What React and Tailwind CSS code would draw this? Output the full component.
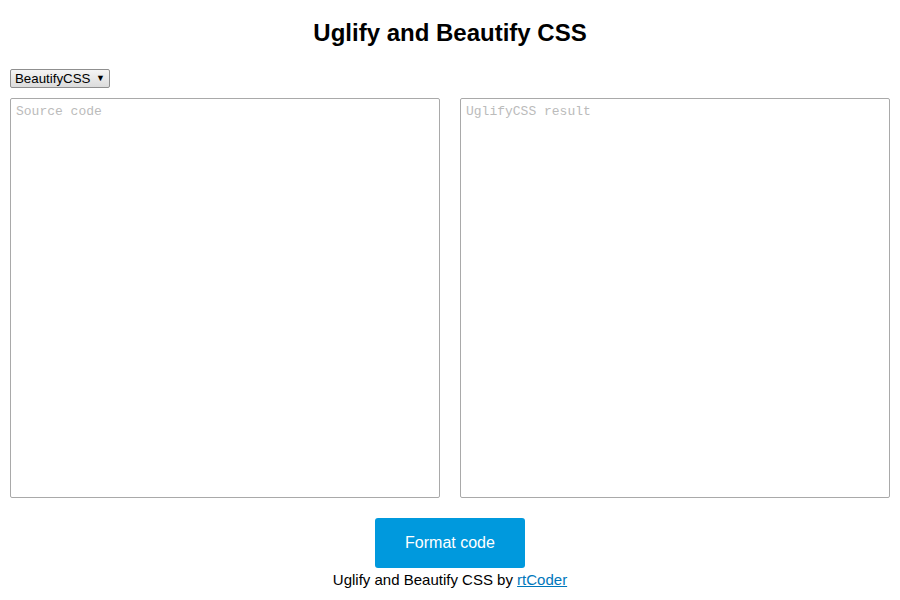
import React, { useState } from 'react';

const App = () => {
  const [mode, setMode] = useState('BeautifyCSS');
  const [source, setSource] = useState('');
  const [result, setResult] = useState('');

  const resultLabel = mode === 'BeautifyCSS' ? 'UglifyCSS result' : 'BeautifyCSS result';

  return (
    <div className="w-[900px] h-[600px] bg-white font-['Liberation_Sans',Arial,sans-serif] text-black">
      <h1 className="pt-[19px] text-center text-[24px] leading-[28px] font-bold">Uglify and Beautify CSS</h1>

      <div className="px-[10px] pt-[22px] flex">
        <div className="relative flex">
          <select
            value={mode}
            onChange={(e) => setMode(e.target.value)}
            className="appearance-none h-[19px] w-[100px] pl-[4px] pr-[18px] border border-[#8f8f8f] rounded-[2px] bg-gradient-to-b from-[#f4f4f4] to-[#dcdcdc] text-[13.3px] leading-[17px] text-black outline-none"
          >
            <option value="BeautifyCSS">BeautifyCSS</option>
            <option value="UglifyCSS">UglifyCSS</option>
          </select>
          <span className="pointer-events-none absolute right-[5px] top-0 h-[19px] flex items-center text-[9px]">▼</span>
        </div>
      </div>

      <div className="flex gap-[20px] px-[10px] pt-[10px]">
        <textarea
          value={source}
          onChange={(e) => setSource(e.target.value)}
          placeholder="Source code"
          className="w-[430px] h-[400px] resize-none border border-[#a9a9a9] rounded-[2px] px-[5px] py-[5px] font-['Liberation_Mono',monospace] text-[13px] leading-[16px] placeholder:text-[#bbbbbb] outline-none"
        />
        <textarea
          value={result}
          onChange={(e) => setResult(e.target.value)}
          placeholder={resultLabel}
          className="w-[430px] h-[400px] resize-none border border-[#a9a9a9] rounded-[2px] px-[5px] py-[5px] font-['Liberation_Mono',monospace] text-[13px] leading-[16px] placeholder:text-[#bbbbbb] outline-none"
        />
      </div>

      <div className="flex flex-col items-center pt-[20px]">
        <button
          onClick={() => setResult(source)}
          className="w-[150px] h-[50px] rounded-[3px] bg-[#0099dd] text-white text-[16px]"
        >
          Format code
        </button>
        <p className="mt-[3px] text-[15px] leading-[18px]">
          Uglify and Beautify CSS by <a href="#" className="text-[#0077bb] underline">rtCoder</a>
        </p>
      </div>
    </div>
  );
};

export default App;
- - - - - - -
Quote the preceding listing precisely and completely, omitting its images.

## Output for this exercise
What React and Tailwind CSS code would draw this? Output the full component.
import React, { useState } from 'react';

const App = () => {
  const [mode, setMode] = useState('BeautifyCSS');
  const [source, setSource] = useState('');
  const [result, setResult] = useState('');

  const resultLabel = mode === 'BeautifyCSS' ? 'UglifyCSS result' : 'BeautifyCSS result';

  return (
    <div className="w-[900px] h-[600px] bg-white font-['Liberation_Sans',Arial,sans-serif] text-black">
      <h1 className="pt-[19px] text-center text-[24px] leading-[28px] font-bold">Uglify and Beautify CSS</h1>

      <div className="px-[10px] pt-[22px] flex">
        <div className="relative flex">
          <select
            value={mode}
            onChange={(e) => setMode(e.target.value)}
            className="appearance-none h-[19px] w-[100px] pl-[4px] pr-[18px] border border-[#8f8f8f] rounded-[2px] bg-gradient-to-b from-[#f4f4f4] to-[#dcdcdc] text-[13.3px] leading-[17px] text-black outline-none"
          >
            <option value="BeautifyCSS">BeautifyCSS</option>
            <option value="UglifyCSS">UglifyCSS</option>
          </select>
          <span className="pointer-events-none absolute right-[5px] top-0 h-[19px] flex items-center text-[9px]">▼</span>
        </div>
      </div>

      <div className="flex gap-[20px] px-[10px] pt-[10px]">
        <textarea
          value={source}
          onChange={(e) => setSource(e.target.value)}
          placeholder="Source code"
          className="w-[430px] h-[400px] resize-none border border-[#a9a9a9] rounded-[2px] px-[5px] py-[5px] font-['Liberation_Mono',monospace] text-[13px] leading-[16px] placeholder:text-[#bbbbbb] outline-none"
        />
        <textarea
          value={result}
          onChange={(e) => setResult(e.target.value)}
          placeholder={resultLabel}
          className="w-[430px] h-[400px] resize-none border border-[#a9a9a9] rounded-[2px] px-[5px] py-[5px] font-['Liberation_Mono',monospace] text-[13px] leading-[16px] placeholder:text-[#bbbbbb] outline-none"
        />
      </div>

      <div className="flex flex-col items-center pt-[20px]">
        <button
          onClick={() => setResult(source)}
          className="w-[150px] h-[50px] rounded-[3px] bg-[#0099dd] text-white text-[16px]"
        >
          Format code
        </button>
        <p className="mt-[3px] text-[15px] leading-[18px]">
          Uglify and Beautify CSS by <a href="#" className="text-[#0077bb] underline">rtCoder</a>
        </p>
      </div>
    </div>
  );
};

export default App;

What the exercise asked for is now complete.